You can do this without the num crate if you use the Sum trait instead of the manual fold. The call to map can also be simplified in this case, so I'd write it like this:

use std::iter::Sum;
use std::ops::Range;

fn result<T: Sum>(r: Range<T>, f: impl FnMut(T) -> T) -> T
where
    Range<T>: Iterator<Item = T>,
{
    r.map(f).sum()
}

Thanks,

1. As I used 1..=6 I got from the compiler that I've to use RangeInclusive instead of Range
2. I was in need to remove the T from result(1..=6, |n: T| 6 * n + 2) as I got compile error for it as ^ not found in this scope

I don't see a need to specify Range<T> (or RangeInclusive<T>) here - just specify the r param as impl Iterator<Item = T>.

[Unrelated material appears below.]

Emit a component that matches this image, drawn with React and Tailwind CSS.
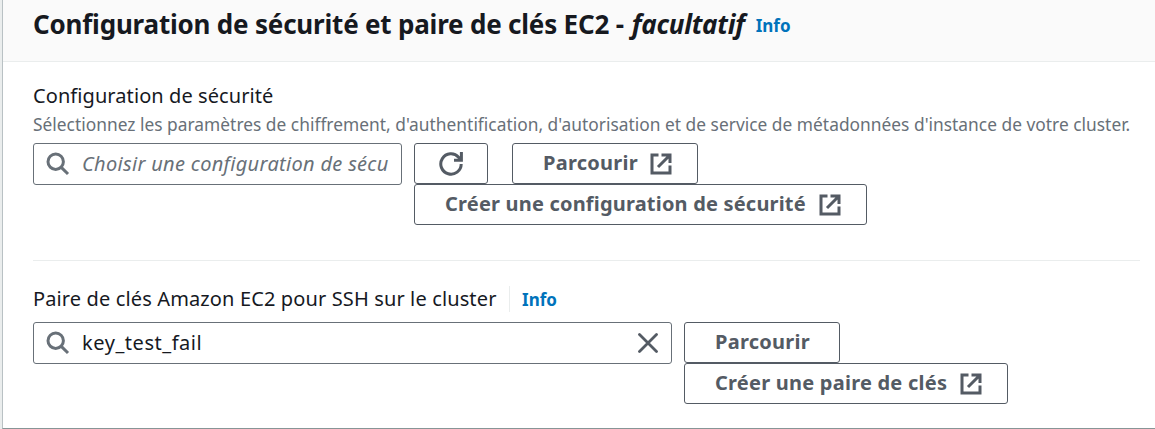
const Search = () => (
  <svg className="h-[24px] w-[24px] shrink-0" viewBox="0 0 24 24" fill="none" stroke="#687078" strokeWidth="3">
    <circle cx="9.7" cy="9.7" r="7.7" />
    <path d="M15 15.1l7 6.9" />
  </svg>
);

const Refresh = () => (
  <svg className="h-[24px] w-[24px]" viewBox="0 0 24 24" fill="none" stroke="#545b64" strokeWidth="3">
    <path d="M22.2 12A10.2 10.2 0 1 1 19.6 5.2L21 7.5" />
    <path d="M22.4 0v8.2H15" />
  </svg>
);

const External = () => (
  <svg className="h-[22px] w-[22px] shrink-0" viewBox="0 0 22 22" fill="none" stroke="#545b64" strokeWidth="3">
    <path d="M8.5 2H2v18h18v-7.5" />
    <path d="M11.5 2H20v8M20 2L8 14" />
    <path d="M16 2h4v4z" fill="#545b64" strokeWidth="1" />
  </svg>
);

const Close = () => (
  <svg className="h-[20px] w-[20px]" viewBox="0 0 20 20" fill="none" stroke="#545b64" strokeWidth="2.8" strokeLinecap="round">
    <path d="M1.5 1.5l17 17M18.5 1.5l-17 17" />
  </svg>
);

const Button = ({ className = "", children }) => (
  <button
    className={`flex h-[41px] items-center rounded-[3px] border border-[#545b64] bg-white pl-[30px] text-[20px] font-bold whitespace-nowrap text-[#545b64] ${className}`}
  >
    {children}
  </button>
);

const Info = ({ className = "" }) => (
  <a className={`text-[17px] font-bold text-[#0073bb] ${className}`}>Info</a>
);

export default function App() {
  return (
    <div className="flex h-[429px] w-[1155px] overflow-hidden bg-[#eaeded] pl-[2px] font-['Noto_Sans','Open_Sans',sans-serif] text-[#16191f]">
      <section className="flex w-full flex-col border-b border-l border-b-[#879596] border-l-[#b9c1c4] bg-white">
        <header className="flex h-[62px] shrink-0 items-start border-b border-[#eaeded] bg-[#fafafa] pt-[6px] pl-[30px] whitespace-nowrap">
          <h2 className="text-[26px] leading-[36px] font-bold">
            <span className="tracking-[-0.2px]">Configuration de sécurité et paire de clés EC2 -</span>
            <em className="ml-[8px] tracking-[-0.25px]">facultatif</em>
          </h2>
          <Info className="ml-[11px] leading-[40px]" />
        </header>

        <div className="flex flex-col pt-[20px] pl-[30px]">
          <label className="h-[28px] text-[20px] leading-[28px] tracking-[0.08px]">Configuration de sécurité</label>
          <p className="h-[33px] text-[17.33px] leading-[28px] tracking-[0.02px] whitespace-nowrap text-[#687078]">
            Sélectionnez les paramètres de chiffrement, d'authentification, d'autorisation et de service de métadonnées
            d'instance de votre cluster.
          </p>
          <div className="flex gap-[12px]">
            <div className="flex h-[42px] w-[369px] items-center rounded-[3px] border border-[#687078] pl-[12px]">
              <Search />
              <span className="ml-[12px] text-[20px] tracking-[0.31px] whitespace-nowrap text-[#687078] italic">
                Choisir une configuration de sécu
              </span>
            </div>
            <div className="flex flex-col items-start">
              <div className="flex gap-[24px]">
                <Button className="w-[74px] justify-center pl-0!">
                  <Refresh />
                </Button>
                <Button className="w-[186px] gap-[12px] tracking-[0.25px]">
                  <span className="pb-[2px]">Parcourir</span>
                  <External />
                </Button>
              </div>
              <Button className="w-[453px] gap-[13px] tracking-[0.19px]">
                <span className="pb-[2px]">Créer une configuration de sécurité</span>
                <External />
              </Button>
            </div>
          </div>
        </div>

        <hr className="mt-[35px] mr-[15px] ml-[30px] border-[#eaeded]" />

        <div className="flex flex-col pt-[25px] pl-[30px]">
          <div className="flex h-[36px] items-start">
            <label className="text-[20px] leading-[26px] tracking-[0.13px]">
              Paire de clés Amazon EC2 pour SSH sur le cluster
            </label>
            <div className="ml-[12.5px] flex h-[26px] border-l border-[#eaeded] pl-[12px]">
              <Info className="leading-[28px]" />
            </div>
          </div>
          <div className="flex gap-[12px]">
            <div className="flex h-[42px] w-[639px] items-center rounded-[3px] border border-[#687078] pr-[13px] pl-[12px]">
              <Search />
              <span className="ml-[12px] grow text-[20px] tracking-[0.54px]">key_test_fail</span>
              <Close />
            </div>
            <div className="flex flex-col items-start">
              <Button className="w-[156px] tracking-[0.25px]">
                <span className="pb-[2px]">Parcourir</span>
              </Button>
              <Button className="w-[324px] gap-[13px] tracking-[0.23px]">
                <span className="pb-[2px]">Créer une paire de clés</span>
                <External />
              </Button>
            </div>
          </div>
        </div>
        <div className="grow" />
      </section>
    </div>
  );
}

Thanks @cuviper and @vitalyd

If I used float in (1..=6, |n| 6 * n + 2)then everything is destroyed, I tried using (1..=6, |n| 6.5 * n as f32 + 2.0) but did not work!

You'd need something like the following if you want to change the type you iterate over vs what you sum and return:

fn result<T, R: Sum>(r: impl Iterator<Item = T>, f: impl FnMut(T) -> R) -> R {
    r.map(f).sum()
}
// or (same thing, just different syntax)
fn result<I: Iterator, R: Sum>(r: I, f: impl FnMut(I::Item) -> R) -> R {
    r.map(f).sum()
}

Thanks @vitalyd I liked the second approach:

use std::iter::Sum;

fn main() {
    println!("result =  {:?}", result(1..=6, |n| 6 * n + 2));
}

fn result<I: Iterator, R: Sum>(r: I, f: impl FnMut(I::Item) -> R) -> R {
    r.map(f).sum()
}

I can understand the main function in returning a sum as R, but did not get why f also return R also! appreciate if you explain little more, thanks

You're basically creating a processing pipeline here, starting with items of type T and ending in R. f is your mapping function - it translates (maps) each T to R, and then you run the sum over all the resulting Rs. Does that help/make sense? Or did I miss the thrust of your question?

By default, Sum takes the same type as an input, but it can be parameterized too. So you could be a little more generic like:

fn result<I: Iterator, T, R: Sum<T>>(r: I, f: impl FnMut(I::Item) -> T) -> R {
    r.map(f).sum()
}

So we have I::Item mapped to T and summed as R.

The primitive types in the standard library only implement Sum<Self> and Sum<&Self>, but other types can do more. For instance, num-bigint's types can Sum any integer input.

Turtles all the way down ...

All of these are valid Moss:

result = (1..6).sum(|n| 6*n+2)

f = |n| 6*n+2
result = (1..6).map(f).reduce(0,|x,y| x+y)

result = (1..).map(|n| 6*n+2).take(6).sum()

result = (6*n+2 for n in 1..6).sum()

result = (6*n+2 for n in 1..).take(6).sum()

As a general function:

result = |r,f,zero=0| r.map(f).reduce(zero,|x,y| x+y)

Moss is already oxidated. And soon it might be moisted too.

Then nothing will prevent me from feeding the dragon, disgracing everybody down to earth.

But feeding dragons before you need to is already flawed. It takes an amount of time before they come out of their dark holes.